[Records to use]
--- --- ---
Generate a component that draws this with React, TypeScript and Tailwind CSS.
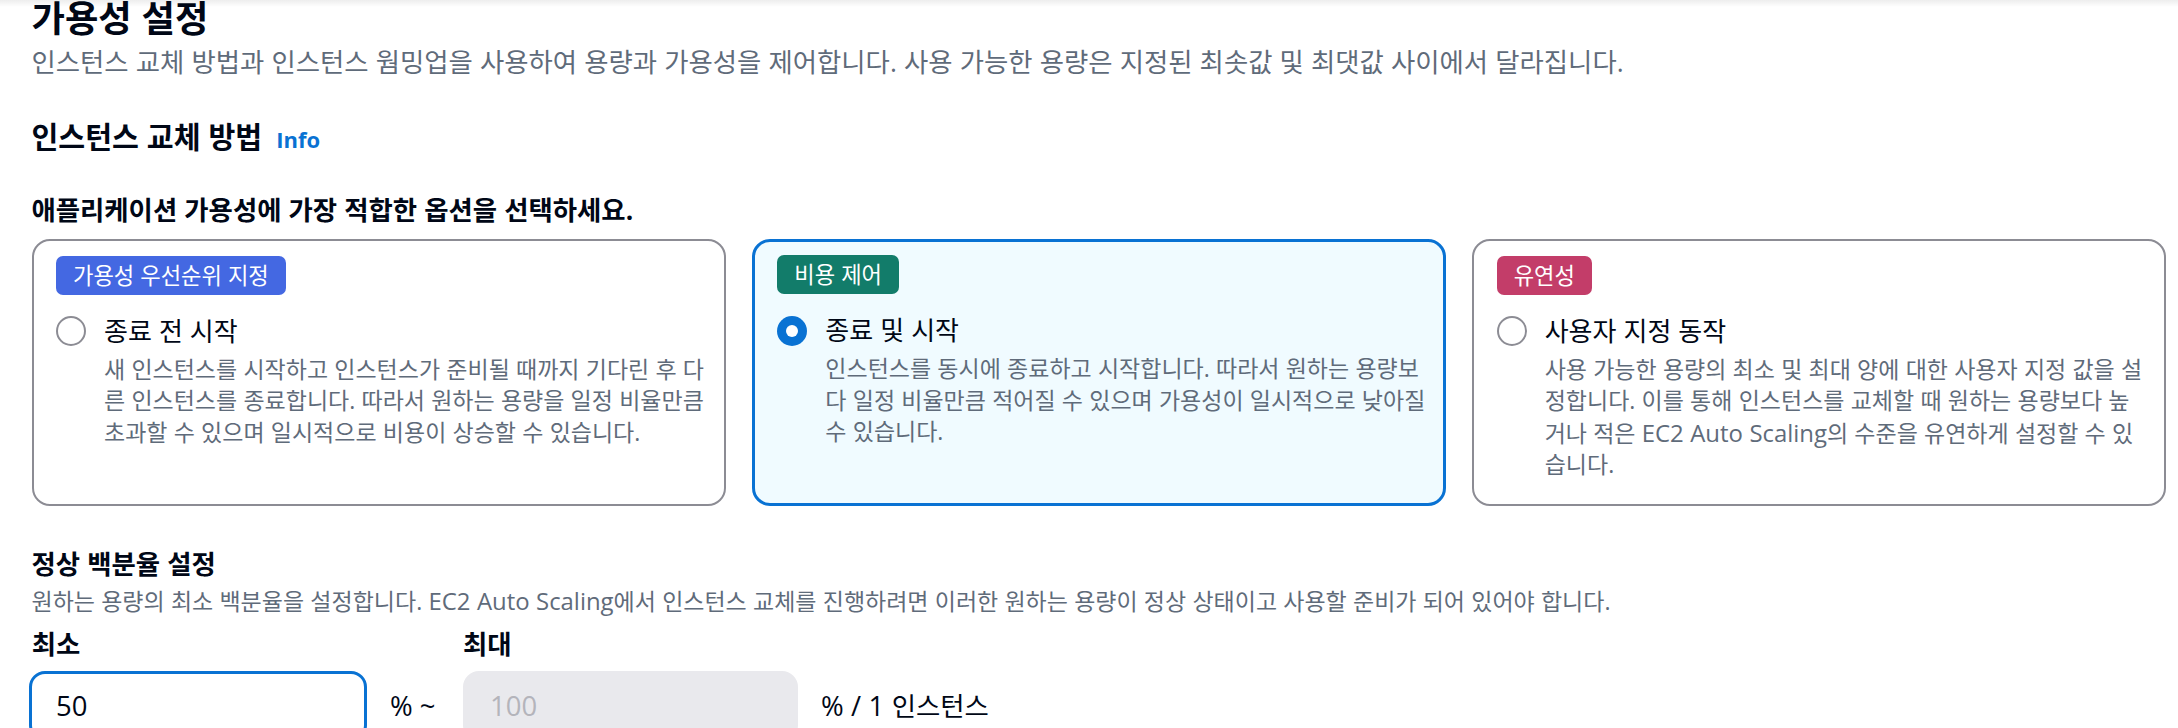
import React from "react";

function L({ children }: { children: React.ReactNode }) {
  return <span className="text-[1.04em]">{children}</span>;
}

type CardProps = {
  badge: string;
  badgeClass: string;
  label: string;
  desc: React.ReactNode;
  selected?: boolean;
};

function Card({ badge, badgeClass, label, desc, selected }: CardProps) {
  return (
    <div
      className={
        selected
          ? "rounded-[18px] border-[3.5px] border-[#0972d3] bg-[#f0fbff] pt-[13.8px] pl-[22.5px] pr-[16px] pb-[21.5px]"
          : "rounded-[18px] border-2 border-[#8c8c94] bg-white pt-[15.3px] pl-[22.5px] pr-[19px] pb-[23px]"
      }
    >
      <div className="flex">
        <span
          className={`flex h-[39px] items-center rounded-[7px] px-[17px] text-[22.2px] leading-[39px] text-white [word-spacing:0.011em] ${badgeClass}`}
        >
          {badge}
        </span>
      </div>
      <div className="mt-[19px] flex">
        <div className="flex h-[35px] w-[48px] shrink-0 items-center">
          {selected ? (
            <span className="flex h-[30px] w-[30px] items-center justify-center rounded-full bg-[#0972d3]">
              <span className="h-[12px] w-[12px] rounded-full bg-white" />
            </span>
          ) : (
            <span className="h-[30px] w-[30px] rounded-full border-2 border-[#8c8c94] bg-white" />
          )}
        </div>
        <div className="text-[26px] leading-[35px] text-[#000716] [word-spacing:0.011em]">
          {label}
        </div>
      </div>
      <div className="mt-[5px] pl-[48px] text-[23px] leading-[31.5px] text-[#5f6b7a] [word-spacing:0.011em]">
        {desc}
      </div>
    </div>
  );
}

export default function App() {
  return (
    <div className="relative h-[728px] overflow-hidden bg-white pl-[31.5px] pr-[11.5px] font-['Open_Sans','Noto_Sans_CJK_KR',sans-serif]">
      <div className="pointer-events-none absolute inset-x-0 top-0 h-[7px] bg-linear-to-b from-[rgba(0,0,0,0.07)] to-transparent" />

      <h1 className="mt-[-3px] text-[36.3px] font-bold leading-[42px] text-[#000716] [word-spacing:0.011em]">
        가용성 설정
      </h1>
      <p className="mt-[6px] text-[26.4px] leading-[35px] text-[#5f6b7a] [word-spacing:0.011em]">
        인스턴스 교체 방법과 인스턴스 웜밍업을 사용하여 용량과 가용성을 제어합니다. 사용 가능한 용량은 지정된 최솟값 및 최댓값 사이에서 달라집니다.
      </p>

      <div className="mt-[37.5px] flex items-baseline gap-[14px] leading-[38px]">
        <h2 className="text-[29.2px] font-bold text-[#000716] [word-spacing:0.011em]">인스턴스 교체 방법</h2>
        <span className="text-[22px] font-bold text-[#0972d3]">Info</span>
      </div>

      <div className="mt-[35.5px] text-[26.4px] font-bold leading-[35px] text-[#000716] [word-spacing:0.011em]">
        애플리케이션 가용성에 가장 적합한 옵션을 선택하세요.
      </div>

      <div className="mt-[10.7px] grid grid-cols-3 gap-[26px]">
        <Card
          badge="가용성 우선순위 지정"
          badgeClass="bg-[#4468e2]"
          label="종료 전 시작"
          desc="새 인스턴스를 시작하고 인스턴스가 준비될 때까지 기다린 후 다른 인스턴스를 종료합니다. 따라서 원하는 용량을 일정 비율만큼 초과할 수 있으며 일시적으로 비용이 상승할 수 있습니다."
        />
        <Card
          selected
          badge="비용 제어"
          badgeClass="bg-[#127c6a]"
          label="종료 및 시작"
          desc="인스턴스를 동시에 종료하고 시작합니다. 따라서 원하는 용량보다 일정 비율만큼 적어질 수 있으며 가용성이 일시적으로 낮아질 수 있습니다."
        />
        <Card
          badge="유연성"
          badgeClass="bg-[#c33d69]"
          label="사용자 지정 동작"
          desc={
            <>
              사용 가능한 용량의 최소 및 최대 양에 대한 사용자 지정 값을 설정합니다. 이를 통해 인스턴스를 교체할 때 원하는 용량보다 높거나 적은 <L>EC2 Auto Scaling</L>의 수준을 유연하게 설정할 수 있습니다.
            </>
          }
        />
      </div>

      <div className="mt-[41px] text-[26.4px] font-bold leading-[35px] text-[#000716] [word-spacing:0.011em]">
        정상 백분율 설정
      </div>
      <p className="mt-[3px] text-[23px] leading-[31.5px] text-[#5f6b7a] [word-spacing:0.011em]">
        원하는 용량의 최소 백분율을 설정합니다. <L>EC2 Auto Scaling</L>에서 인스턴스 교체를 진행하려면 이러한 원하는 용량이 정상 상태이고 사용할 준비가 되어 있어야 합니다.
      </p>

      <div className="ml-[-2.5px] mt-[10px] grid grid-cols-[338px_96px_335px_auto] text-[26.4px] text-[#000716]">
        <div className="pl-[2.7px] font-bold leading-[35px]">최소</div>
        <div />
        <div className="font-bold leading-[35px]">최대</div>
        <div />

        <div className="mt-[8.5px] flex h-[70px] items-center rounded-[16px] border-[3.5px] border-[#0972d3] bg-white pl-[24px]">
          <L>50</L>
        </div>
        <div className="mt-[8.5px] flex items-center pl-[23px]">
          <L>% ~</L>
        </div>
        <div className="mt-[8.5px] flex h-[70px] items-center rounded-[16px] border-[3.5px] border-[#e9e9ed] bg-[#e9e9ed] pl-[24px] text-[#b4b4bb]">
          <L>100</L>
        </div>
        <div className="mt-[8.5px] flex items-center pl-[23px] [word-spacing:0.011em]">
          <span className="whitespace-pre"><L>% / 1 </L>인스턴스</span>
        </div>
      </div>
    </div>
  );
}
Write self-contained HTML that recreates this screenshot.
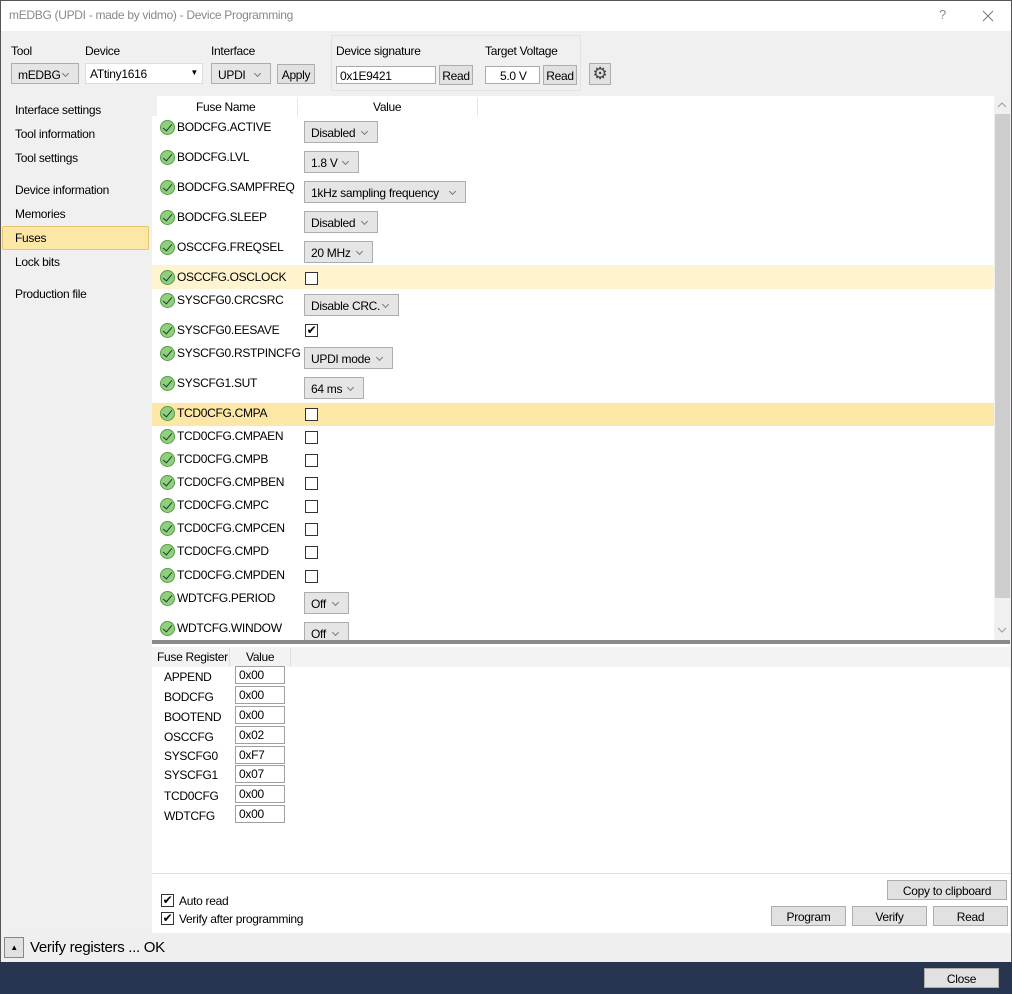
--- --- ---
[Work required] Pull every line containing "this" out of the data above.

[Task solution]
Generate a component that draws this with React, TypeScript and Tailwind CSS.
Write self-contained HTML that recreates this screenshot.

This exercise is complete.